皆さんは「スコーピオン」と呼ばれるショットはご存知でしょうか? 私は、その呼び名は知りませんでした。ですが、軟式テニス経験者でピックルボールに転向されてきたプレーヤーが頻繁に打っているのを、目の当たりにしてきましたので、その威力は分かります。
自分が決めに行ったボールを、このカウンターで逆転されると、なかなかショックを受けます(笑)。
フォアのカウンター
まずは見ていただいた方が早いですね。次の動画をご覧ください。
コート手前の左側の選手が、ネットのやや下からスピードアップしてくると、
奥左側の選手が膝を曲げしゃがむような体勢から立てたパドルを下方に押し込むカウンターを打ちます。
「Kevin Dong Pickleball」動画より
このパドルを頭上に上げた状態が、サソリが毒針を立てたような姿に見えることから「スコーピオン ショット」、「スコーピオン カウンター」と呼ばれているそうです。

胸より上でヒット
次の動画では、ベン・ジョンズ選手の兄でもある、トッププロ、コリン・ジョンズ(Collin Johns)選手(31歳)が、ショットのコツを解説してくれています。

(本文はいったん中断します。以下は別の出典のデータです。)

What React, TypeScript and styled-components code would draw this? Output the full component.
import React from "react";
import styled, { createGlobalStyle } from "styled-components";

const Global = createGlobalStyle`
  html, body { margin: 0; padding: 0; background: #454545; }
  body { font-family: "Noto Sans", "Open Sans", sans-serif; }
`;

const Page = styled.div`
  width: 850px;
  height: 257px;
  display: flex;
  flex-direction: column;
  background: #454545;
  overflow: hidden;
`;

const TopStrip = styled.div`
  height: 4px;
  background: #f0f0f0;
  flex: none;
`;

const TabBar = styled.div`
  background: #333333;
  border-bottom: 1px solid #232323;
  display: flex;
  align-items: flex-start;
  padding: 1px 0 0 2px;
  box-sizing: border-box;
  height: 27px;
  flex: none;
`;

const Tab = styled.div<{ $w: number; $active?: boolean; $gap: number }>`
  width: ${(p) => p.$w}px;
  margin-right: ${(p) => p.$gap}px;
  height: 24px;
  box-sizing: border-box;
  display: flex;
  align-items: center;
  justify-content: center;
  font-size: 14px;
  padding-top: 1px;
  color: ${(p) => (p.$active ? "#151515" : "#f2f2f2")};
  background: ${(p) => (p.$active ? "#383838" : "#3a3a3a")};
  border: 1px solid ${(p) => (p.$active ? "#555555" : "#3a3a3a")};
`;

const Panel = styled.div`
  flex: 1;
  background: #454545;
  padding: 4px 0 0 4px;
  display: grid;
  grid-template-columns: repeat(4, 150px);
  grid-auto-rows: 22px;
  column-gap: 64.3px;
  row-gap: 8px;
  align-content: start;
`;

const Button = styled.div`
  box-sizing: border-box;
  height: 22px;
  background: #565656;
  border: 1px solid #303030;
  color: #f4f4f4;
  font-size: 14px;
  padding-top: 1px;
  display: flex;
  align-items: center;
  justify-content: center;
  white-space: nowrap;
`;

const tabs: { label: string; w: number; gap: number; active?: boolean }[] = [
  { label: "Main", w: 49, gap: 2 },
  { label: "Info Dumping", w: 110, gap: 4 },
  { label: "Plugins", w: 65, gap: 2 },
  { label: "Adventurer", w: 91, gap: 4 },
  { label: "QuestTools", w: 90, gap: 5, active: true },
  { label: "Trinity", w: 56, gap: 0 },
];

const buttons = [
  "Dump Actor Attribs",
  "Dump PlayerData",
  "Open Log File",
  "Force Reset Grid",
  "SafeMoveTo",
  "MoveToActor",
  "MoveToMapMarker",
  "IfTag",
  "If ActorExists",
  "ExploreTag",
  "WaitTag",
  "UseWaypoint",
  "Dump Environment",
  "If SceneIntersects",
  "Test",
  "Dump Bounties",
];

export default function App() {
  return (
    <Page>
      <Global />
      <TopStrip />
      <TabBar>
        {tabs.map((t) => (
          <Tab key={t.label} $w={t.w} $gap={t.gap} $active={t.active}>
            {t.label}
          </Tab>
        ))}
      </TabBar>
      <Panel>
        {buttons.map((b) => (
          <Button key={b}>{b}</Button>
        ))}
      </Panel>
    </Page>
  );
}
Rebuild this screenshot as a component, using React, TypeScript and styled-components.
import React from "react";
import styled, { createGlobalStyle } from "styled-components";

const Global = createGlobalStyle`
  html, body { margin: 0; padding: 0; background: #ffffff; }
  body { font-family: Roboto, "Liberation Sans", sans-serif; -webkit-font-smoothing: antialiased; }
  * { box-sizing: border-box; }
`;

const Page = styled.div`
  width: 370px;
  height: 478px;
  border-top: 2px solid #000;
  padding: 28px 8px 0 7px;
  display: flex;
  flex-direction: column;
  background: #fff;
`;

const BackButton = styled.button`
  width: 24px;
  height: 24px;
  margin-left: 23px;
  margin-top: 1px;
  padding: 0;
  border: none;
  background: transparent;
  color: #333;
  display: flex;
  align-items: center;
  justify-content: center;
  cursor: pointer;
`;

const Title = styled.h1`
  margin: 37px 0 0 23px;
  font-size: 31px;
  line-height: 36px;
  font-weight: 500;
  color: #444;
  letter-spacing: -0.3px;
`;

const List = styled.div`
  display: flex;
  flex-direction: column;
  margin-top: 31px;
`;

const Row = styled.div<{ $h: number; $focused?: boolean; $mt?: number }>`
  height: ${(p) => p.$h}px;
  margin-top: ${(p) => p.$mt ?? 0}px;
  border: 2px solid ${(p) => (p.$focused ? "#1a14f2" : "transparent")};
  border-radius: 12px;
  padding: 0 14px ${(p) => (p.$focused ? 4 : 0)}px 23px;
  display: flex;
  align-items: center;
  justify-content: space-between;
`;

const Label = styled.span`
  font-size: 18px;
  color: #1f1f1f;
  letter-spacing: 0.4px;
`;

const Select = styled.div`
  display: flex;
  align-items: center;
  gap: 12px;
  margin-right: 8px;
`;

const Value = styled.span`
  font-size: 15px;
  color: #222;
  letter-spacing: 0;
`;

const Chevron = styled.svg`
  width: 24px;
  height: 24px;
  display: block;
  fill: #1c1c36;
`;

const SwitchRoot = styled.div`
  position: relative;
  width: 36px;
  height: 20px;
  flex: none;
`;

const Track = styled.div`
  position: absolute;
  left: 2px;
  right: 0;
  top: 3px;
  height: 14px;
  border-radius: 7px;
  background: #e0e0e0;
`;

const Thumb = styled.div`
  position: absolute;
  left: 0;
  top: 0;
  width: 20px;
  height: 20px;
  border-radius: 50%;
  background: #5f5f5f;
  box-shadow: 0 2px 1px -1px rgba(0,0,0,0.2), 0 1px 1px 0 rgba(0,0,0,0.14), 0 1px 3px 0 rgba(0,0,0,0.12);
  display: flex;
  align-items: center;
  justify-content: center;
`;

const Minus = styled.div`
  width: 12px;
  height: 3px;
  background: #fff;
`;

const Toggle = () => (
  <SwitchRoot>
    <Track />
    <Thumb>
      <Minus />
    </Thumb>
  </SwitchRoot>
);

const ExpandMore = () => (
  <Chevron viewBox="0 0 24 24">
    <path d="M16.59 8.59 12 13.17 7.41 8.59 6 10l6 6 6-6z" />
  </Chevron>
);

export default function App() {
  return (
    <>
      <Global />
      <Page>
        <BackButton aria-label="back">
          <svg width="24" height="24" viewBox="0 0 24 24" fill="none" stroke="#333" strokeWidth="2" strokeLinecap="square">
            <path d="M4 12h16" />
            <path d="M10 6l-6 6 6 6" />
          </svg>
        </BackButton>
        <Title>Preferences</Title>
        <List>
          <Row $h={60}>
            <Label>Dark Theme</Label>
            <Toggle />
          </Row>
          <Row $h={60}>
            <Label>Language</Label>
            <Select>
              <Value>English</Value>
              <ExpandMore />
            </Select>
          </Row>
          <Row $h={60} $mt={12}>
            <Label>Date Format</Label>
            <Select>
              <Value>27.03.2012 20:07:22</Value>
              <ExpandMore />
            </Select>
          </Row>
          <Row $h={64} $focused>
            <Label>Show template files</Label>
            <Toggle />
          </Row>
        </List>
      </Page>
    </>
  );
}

基本通りならバックボレーで打つ位置ですが、相手のボールがネットの下から上方に向かってきた際が、このフォアのカウンターの狙い時です。
さらに相手が自分のバックの脇が開き、力の入りづらいチキンウイングとなる位置、すなわち右肩周辺をターゲットにしていると予測した際に使います。
素早くフォアの厚いグリップにチェンジします。そして、できる限り地面に近い低いポジションから、ヘッドを立てたパドルを、わずか下向きにパンチングします。下に打ち出す形になるため、相手のボールが上から来るとネットにかかりやすくなってしまいます。

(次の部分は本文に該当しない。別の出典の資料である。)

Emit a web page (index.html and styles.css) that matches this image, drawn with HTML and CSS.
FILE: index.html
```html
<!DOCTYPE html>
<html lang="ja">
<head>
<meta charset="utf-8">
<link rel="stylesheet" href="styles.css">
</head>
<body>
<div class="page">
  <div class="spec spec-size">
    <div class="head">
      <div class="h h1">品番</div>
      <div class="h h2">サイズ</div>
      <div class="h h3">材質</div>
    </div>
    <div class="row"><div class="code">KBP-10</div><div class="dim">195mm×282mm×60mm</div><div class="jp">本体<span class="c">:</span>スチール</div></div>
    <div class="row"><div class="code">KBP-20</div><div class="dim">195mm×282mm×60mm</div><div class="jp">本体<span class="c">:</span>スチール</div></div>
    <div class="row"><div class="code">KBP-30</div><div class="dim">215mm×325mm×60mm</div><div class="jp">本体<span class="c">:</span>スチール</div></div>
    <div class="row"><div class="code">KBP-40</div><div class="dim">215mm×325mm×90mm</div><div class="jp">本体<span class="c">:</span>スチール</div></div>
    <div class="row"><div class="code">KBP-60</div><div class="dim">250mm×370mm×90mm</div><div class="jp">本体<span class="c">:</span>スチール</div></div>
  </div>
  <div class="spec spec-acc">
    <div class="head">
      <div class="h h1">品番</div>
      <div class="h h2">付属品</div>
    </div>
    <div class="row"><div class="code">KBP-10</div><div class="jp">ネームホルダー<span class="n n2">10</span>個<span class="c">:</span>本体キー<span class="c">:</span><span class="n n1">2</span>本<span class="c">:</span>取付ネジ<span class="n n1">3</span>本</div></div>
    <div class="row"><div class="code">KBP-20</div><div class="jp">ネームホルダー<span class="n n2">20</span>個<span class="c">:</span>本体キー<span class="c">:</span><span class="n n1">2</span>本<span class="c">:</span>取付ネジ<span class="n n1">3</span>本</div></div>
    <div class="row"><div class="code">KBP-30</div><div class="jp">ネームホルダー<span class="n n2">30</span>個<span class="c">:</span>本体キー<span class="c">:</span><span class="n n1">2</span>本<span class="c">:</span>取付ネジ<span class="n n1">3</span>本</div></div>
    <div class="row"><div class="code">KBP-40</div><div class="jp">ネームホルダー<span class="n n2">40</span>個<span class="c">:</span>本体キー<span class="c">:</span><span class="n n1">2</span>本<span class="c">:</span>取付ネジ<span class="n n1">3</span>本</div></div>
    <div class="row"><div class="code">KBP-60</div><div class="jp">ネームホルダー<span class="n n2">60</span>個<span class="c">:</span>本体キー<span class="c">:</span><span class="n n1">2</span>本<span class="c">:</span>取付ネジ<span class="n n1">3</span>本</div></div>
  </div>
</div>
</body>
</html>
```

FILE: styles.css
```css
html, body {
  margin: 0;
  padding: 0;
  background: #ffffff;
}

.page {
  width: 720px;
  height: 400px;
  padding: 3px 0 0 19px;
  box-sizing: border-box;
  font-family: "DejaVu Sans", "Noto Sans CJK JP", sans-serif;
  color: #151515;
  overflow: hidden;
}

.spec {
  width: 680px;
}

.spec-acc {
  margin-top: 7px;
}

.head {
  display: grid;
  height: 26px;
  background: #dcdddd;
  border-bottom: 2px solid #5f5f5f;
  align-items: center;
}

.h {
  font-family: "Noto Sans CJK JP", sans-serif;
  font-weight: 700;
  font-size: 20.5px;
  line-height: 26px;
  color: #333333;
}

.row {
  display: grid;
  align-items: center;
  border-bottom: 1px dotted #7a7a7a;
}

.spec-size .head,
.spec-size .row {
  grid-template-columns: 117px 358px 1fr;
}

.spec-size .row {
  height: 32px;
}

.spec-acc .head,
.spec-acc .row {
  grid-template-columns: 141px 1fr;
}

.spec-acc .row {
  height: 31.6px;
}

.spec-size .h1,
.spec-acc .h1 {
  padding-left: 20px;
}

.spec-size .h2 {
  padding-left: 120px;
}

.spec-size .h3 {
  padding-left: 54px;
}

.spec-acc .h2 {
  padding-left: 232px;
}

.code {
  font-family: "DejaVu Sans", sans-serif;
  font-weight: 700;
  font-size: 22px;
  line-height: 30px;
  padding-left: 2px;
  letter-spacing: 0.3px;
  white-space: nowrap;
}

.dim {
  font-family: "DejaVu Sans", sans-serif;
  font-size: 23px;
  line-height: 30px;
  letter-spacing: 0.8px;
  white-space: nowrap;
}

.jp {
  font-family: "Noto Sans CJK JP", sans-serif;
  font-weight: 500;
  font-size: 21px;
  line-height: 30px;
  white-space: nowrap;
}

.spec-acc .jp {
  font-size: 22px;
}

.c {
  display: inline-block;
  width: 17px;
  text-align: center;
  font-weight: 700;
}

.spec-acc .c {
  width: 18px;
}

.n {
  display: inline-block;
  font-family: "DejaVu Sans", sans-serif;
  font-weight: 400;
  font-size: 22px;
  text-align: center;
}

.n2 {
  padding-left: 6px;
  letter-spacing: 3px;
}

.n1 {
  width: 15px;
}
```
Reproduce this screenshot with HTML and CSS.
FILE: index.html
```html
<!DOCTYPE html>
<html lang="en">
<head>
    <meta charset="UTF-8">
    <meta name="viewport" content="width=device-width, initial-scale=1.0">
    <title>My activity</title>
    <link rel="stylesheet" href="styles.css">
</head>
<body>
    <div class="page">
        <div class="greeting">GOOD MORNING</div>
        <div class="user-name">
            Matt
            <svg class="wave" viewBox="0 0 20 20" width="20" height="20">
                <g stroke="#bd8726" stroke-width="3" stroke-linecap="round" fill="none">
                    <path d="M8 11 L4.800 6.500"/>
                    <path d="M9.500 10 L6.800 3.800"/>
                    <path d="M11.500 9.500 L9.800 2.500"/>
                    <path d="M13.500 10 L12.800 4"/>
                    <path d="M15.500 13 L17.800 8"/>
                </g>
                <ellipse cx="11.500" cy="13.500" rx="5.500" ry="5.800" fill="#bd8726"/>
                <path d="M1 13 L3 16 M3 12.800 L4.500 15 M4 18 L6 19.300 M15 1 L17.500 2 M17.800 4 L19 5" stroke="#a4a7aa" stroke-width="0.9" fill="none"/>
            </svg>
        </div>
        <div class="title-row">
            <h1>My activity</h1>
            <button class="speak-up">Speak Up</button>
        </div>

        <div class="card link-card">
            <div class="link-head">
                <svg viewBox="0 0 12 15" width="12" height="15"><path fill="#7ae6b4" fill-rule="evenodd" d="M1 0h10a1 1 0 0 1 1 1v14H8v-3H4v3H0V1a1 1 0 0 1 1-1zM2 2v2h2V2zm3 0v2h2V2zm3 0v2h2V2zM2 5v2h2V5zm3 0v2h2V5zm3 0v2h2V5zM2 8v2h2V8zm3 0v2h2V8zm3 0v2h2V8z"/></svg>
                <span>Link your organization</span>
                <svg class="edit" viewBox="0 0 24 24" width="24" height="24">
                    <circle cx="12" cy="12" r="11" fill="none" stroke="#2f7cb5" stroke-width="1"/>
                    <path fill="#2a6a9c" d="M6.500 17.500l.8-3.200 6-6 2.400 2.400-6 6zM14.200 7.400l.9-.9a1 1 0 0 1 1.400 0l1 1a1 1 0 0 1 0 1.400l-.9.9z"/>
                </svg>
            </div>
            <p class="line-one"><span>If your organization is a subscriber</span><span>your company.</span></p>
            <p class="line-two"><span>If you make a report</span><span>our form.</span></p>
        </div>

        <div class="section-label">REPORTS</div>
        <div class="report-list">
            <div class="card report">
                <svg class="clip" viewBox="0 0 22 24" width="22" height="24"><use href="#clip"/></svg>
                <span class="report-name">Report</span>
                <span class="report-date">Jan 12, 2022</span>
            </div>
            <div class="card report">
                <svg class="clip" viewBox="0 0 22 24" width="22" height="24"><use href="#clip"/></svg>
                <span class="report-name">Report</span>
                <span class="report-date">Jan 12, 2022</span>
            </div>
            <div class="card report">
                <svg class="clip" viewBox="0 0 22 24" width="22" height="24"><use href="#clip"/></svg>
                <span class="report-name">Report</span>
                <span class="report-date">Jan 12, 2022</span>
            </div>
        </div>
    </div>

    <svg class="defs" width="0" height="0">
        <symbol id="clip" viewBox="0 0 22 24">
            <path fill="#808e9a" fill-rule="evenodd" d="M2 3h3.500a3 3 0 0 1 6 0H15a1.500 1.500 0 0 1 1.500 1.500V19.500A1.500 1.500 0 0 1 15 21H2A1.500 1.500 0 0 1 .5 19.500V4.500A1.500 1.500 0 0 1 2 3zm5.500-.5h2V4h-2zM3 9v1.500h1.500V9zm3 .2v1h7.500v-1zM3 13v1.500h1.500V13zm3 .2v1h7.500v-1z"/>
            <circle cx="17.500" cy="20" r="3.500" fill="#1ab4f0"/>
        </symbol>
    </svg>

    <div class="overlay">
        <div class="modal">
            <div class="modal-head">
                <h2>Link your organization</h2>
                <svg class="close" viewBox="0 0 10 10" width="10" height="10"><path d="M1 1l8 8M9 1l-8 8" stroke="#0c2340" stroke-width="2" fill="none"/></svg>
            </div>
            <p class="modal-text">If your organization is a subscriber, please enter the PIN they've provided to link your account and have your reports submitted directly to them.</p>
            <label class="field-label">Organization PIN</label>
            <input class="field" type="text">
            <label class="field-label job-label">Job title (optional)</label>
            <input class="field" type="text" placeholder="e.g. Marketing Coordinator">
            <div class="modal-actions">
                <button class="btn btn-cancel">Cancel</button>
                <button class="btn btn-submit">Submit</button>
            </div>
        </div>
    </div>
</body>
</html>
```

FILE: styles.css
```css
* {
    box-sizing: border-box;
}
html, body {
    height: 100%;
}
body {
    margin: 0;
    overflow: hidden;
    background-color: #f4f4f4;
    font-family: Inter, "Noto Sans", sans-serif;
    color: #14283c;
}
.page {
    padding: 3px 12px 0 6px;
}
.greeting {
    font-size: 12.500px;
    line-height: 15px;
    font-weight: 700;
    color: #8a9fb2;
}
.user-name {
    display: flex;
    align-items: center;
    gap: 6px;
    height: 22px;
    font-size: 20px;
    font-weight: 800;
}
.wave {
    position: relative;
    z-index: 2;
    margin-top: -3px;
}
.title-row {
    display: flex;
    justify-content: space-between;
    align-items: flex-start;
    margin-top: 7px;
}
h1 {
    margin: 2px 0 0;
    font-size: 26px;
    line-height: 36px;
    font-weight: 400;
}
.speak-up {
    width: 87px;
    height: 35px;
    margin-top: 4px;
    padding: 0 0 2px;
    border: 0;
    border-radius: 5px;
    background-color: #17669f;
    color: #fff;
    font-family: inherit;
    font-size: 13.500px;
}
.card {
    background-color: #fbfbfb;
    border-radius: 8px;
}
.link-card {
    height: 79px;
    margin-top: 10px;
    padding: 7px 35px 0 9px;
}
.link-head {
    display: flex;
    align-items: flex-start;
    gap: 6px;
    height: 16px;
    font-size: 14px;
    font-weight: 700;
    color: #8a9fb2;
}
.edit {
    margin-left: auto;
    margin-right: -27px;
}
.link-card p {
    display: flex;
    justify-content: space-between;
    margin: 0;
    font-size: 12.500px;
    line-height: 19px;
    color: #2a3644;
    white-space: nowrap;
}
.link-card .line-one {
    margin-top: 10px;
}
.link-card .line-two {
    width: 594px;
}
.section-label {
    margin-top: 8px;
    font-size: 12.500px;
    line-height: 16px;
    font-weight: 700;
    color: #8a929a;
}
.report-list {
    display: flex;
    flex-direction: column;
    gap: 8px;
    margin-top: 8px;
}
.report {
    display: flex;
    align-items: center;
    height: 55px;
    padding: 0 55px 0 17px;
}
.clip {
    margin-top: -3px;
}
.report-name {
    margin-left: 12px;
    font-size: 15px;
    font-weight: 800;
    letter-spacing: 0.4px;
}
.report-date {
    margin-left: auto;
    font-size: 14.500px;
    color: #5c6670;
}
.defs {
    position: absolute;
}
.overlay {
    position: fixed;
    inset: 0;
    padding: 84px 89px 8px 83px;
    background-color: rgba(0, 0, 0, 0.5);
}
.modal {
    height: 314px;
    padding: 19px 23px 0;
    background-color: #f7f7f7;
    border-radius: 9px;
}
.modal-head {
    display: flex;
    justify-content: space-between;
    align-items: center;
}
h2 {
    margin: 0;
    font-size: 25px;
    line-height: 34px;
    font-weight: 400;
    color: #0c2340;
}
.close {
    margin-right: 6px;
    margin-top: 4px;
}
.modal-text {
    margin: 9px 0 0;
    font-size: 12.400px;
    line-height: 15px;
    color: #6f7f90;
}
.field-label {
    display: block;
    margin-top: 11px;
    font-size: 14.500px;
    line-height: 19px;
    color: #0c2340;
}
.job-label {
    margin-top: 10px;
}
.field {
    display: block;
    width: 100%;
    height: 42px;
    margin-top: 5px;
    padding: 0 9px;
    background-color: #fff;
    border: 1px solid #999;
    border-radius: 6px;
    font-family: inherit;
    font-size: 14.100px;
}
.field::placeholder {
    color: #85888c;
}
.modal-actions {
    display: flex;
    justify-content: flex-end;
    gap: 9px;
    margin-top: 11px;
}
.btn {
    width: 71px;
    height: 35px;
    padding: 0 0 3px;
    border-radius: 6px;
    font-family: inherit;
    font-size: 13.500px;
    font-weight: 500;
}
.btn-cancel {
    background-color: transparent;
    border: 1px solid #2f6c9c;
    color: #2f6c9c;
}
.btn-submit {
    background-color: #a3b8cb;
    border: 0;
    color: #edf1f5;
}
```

コリン選手は低い姿勢を取った後、胸の高さより上でとらえることを推奨しています。
▶「The Pickleball Clinic」動画より
至近距離攻防戦で使う
同じくプロのゼイン・ナブラティル(Zane Navratil)選手(29歳)は自分のボディー付近に来ると予測した際のみ使え、体より遠いコースに来ては対応できない、と話しています。
相手との距離が近く、かつ正面に立っていて、自分にぶつけてくると分かった時に、瞬時にこのスコーピオンの姿勢になるのです。
相手との距離があり、正対していなくて角度が付けられる状態だと、簡単に読まれてサイドを抜かれてしまいますものね。
▶「Zane Navratil Pickleball」動画より
とはいえ、うまく決まれば、相手は完全に決まったと思ったショットに対して、一発逆転を呼ぶ強力な武器となります。
ネットしてしまうリスクはありますが、ネットを越えれば、相手の足元に突き刺さる角度になるため、強烈なカウンターとなります。
それでも、返ってくることもありますから、低くした姿勢をすぐに立て直し、次のショットに備えることを忘れないでください。
ナイスネーミング
軟式テニス出身で厚いグリップのプレーヤーなどが、フォアのカウンターショットとして使っている方もいるかもしれません。ですが、アメリカでは知られているショットのネーミングまでは、日本では、あまり広く浸透していないと感じます。
スコーピオンとは、そのショット前の姿勢そのままの命名といい、物陰から忍び寄る雰囲気といい、「必殺技」感があっていいですね~。
私の大好きな必殺技シリーズ、次回は「トマホーク」と呼ばれるショットをご紹介します。